Ao participar da cerimônia de formatura de diplomatas no Itamaraty, dia 22 passado, Ernesto Araújo afirmou que “é bom ser pária”. Colocando o Brasil como uma das únicas vozes a proclamar a liberdade no mundo, ao lado dos Estados Unidos, o chanceler afirmou que, “se isso faz de nós um pária internacional, então que sejamos esse pária, que sejamos esse Severino que sonha e essa Severina que reza”.
O chanceler aludiu a João Cabral de Melo Neto, poeta e diplomata que foi escolhido o patrono da turma de formandos. “Modestamente, eu também considero-me as duas coisas, poeta e diplomata.” Pobre João, logo em seguida atacado em sua memória pelo inacreditável chefe da diplomacia brasileira. Após dizer que João Cabral tinha “uma grande sensibilidade para o sofrimento do povo brasileiro”, Araújo afirmou que a resposta do poeta a este “gigantesco e premente problema” se dirigiu para o que chamou de “lado errado”, o “lado do marxismo e da esquerda”. Uma vez mais, a referência ao “lado certo da História” que tanto apraz aos liberticidas.

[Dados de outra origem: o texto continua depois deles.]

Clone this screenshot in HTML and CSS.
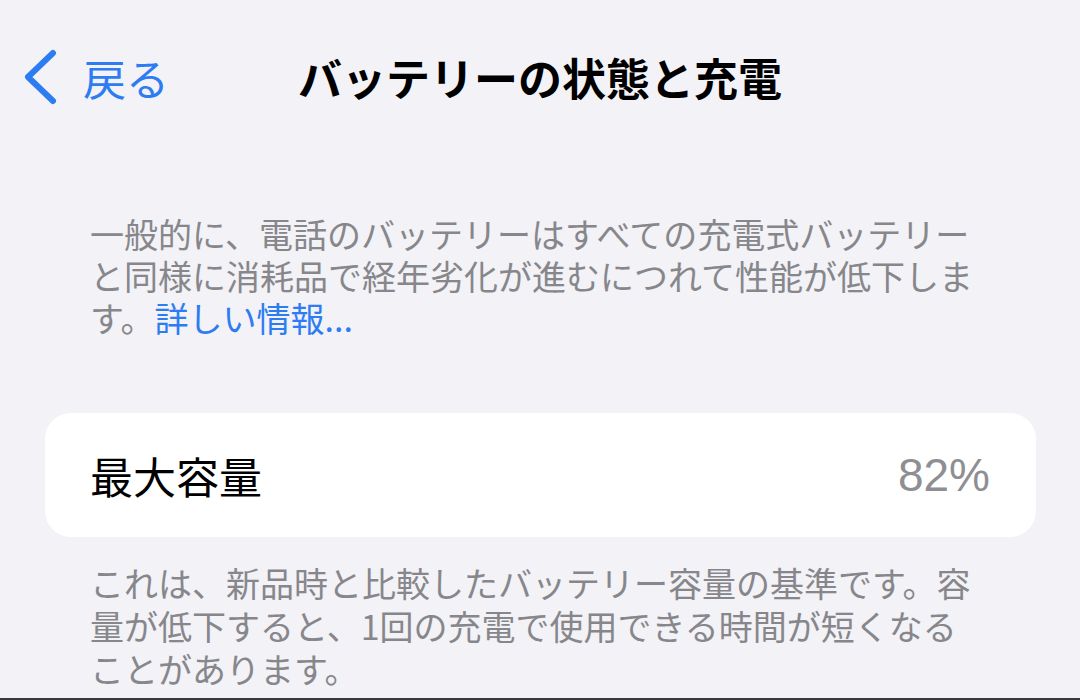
FILE: index.html
```html
<!DOCTYPE html>
<html lang="ja">
<head>
<meta charset="utf-8">
<title>バッテリーの状態と充電</title>
<link rel="stylesheet" href="styles.css">
</head>
<body>

<div class="screen">
  <!-- Navigation bar -->
  <div class="nav">
    <a class="back" href="#">
      <svg class="chevron" width="36" height="56" viewBox="0 0 36 56">
        <polyline points="30,4 5,28 30,52" fill="none" stroke="currentColor" stroke-width="6" stroke-linecap="round" stroke-linejoin="round"/>
      </svg>
      <span>戻る</span>
    </a>
    <div class="title">バッテリーの状態と充電</div>
    <div></div>
  </div>

  <p class="note intro"><span>一般的に、電話のバッテリーはすべての充電式バッテリーと同様に消耗品で経年劣化が進むにつれて性能が低下します。</span><a class="link" href="#">詳しい情報...</a></p>

  <div class="card">
    <div class="row">
      <span class="label">最大容量</span>
      <span class="value">82%</span>
    </div>
  </div>

  <p class="note footer">これは、新品時と比較したバッテリー容量の基準です。容量が低下すると、1回の充電で使用できる時間が短くなることがあります。</p>
</div>

</body>
</html>
```

FILE: styles.css
```css
body {
  margin: 0;
  font-family: "Liberation Sans", "Noto Sans CJK JP", sans-serif;
  background-color: #f2f2f7;
}

.screen {
  height: 700px;
  box-sizing: border-box;
  border-bottom: 2px solid #3a3a3c;
  overflow: hidden;
  background-color: #f2f2f7;
}

/* Top bar */
.nav {
  display: grid;
  grid-template-columns: 1fr auto 1fr;
  align-items: center;
  height: 154px;
}

.back {
  display: flex;
  align-items: center;
  gap: 24px;
  padding-left: 23px;
  color: #2d7cf2;
  text-decoration: none;
  font-family: "Noto Sans CJK JP", sans-serif;
  font-size: 43px;
}

.chevron {
  display: block;
}

.title {
  font-family: "Noto Sans CJK JP", sans-serif;
  font-size: 44px;
  font-weight: 700;
  color: #000;
}

/* Grey explanatory text */
.note {
  width: 900px;
  margin: 0;
  padding-left: 90px;
  font-family: "Noto Sans CJK JP", sans-serif;
  font-size: 34px;
  line-height: 42px;
  color: #87878b;
}

.intro {
  margin-top: 59px;
}

.link {
  color: #2d7cf2;
  text-decoration: none;
}

.card {
  margin: 74px 44px 0 45px;
  height: 124px;
  background-color: #fff;
  border-radius: 26px;
}

.row {
  display: flex;
  justify-content: space-between;
  align-items: center;
  height: 100%;
  padding: 0 46px 0 45px;
}

.label {
  font-family: "Noto Sans CJK JP", sans-serif;
  font-size: 43px;
  color: #000;
}

.value {
  font-family: "Liberation Sans", sans-serif;
  font-size: 46px;
  color: #8e8e93;
}

.footer {
  margin-top: 24px;
  line-height: 43px;
}
```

Entre referências supostamente eruditas e parvoíces como “todo ‘isentão’ é um escravo de um marxista defunto” que permearam o discurso, o ministro fez um balanço de sua gestão à frente do Itamaraty, enumerando o que, em sua visão, seriam conquistas advindas da inflexão na política externa. “Esta política externa Severina, digamos assim, tem conseguido resultados. Concluímos acordos comerciais com as maiores economias do mundo, como a União Europeia e os Estados Unidos, e restauramos as relações com países de alta tecnologia, como Israel e Japão.”
O acordo comercial entre União Europeia e Mercosul está ameaçado pelos desatinos do governo na condução da crise ambiental. Com os Estados Unidos, ainda não deixou o campo das intenções. E como se restauram relações que jamais foram rompidas permanece um mistério.
Oxalá a turma de formandos do Itamaraty inspire-se no tão atacado passado da instituição e um dia ajude a reconstruir a reputação do País.
Que os formandos do Itamaraty se inspirem no passado para reconstruir a reputação do País.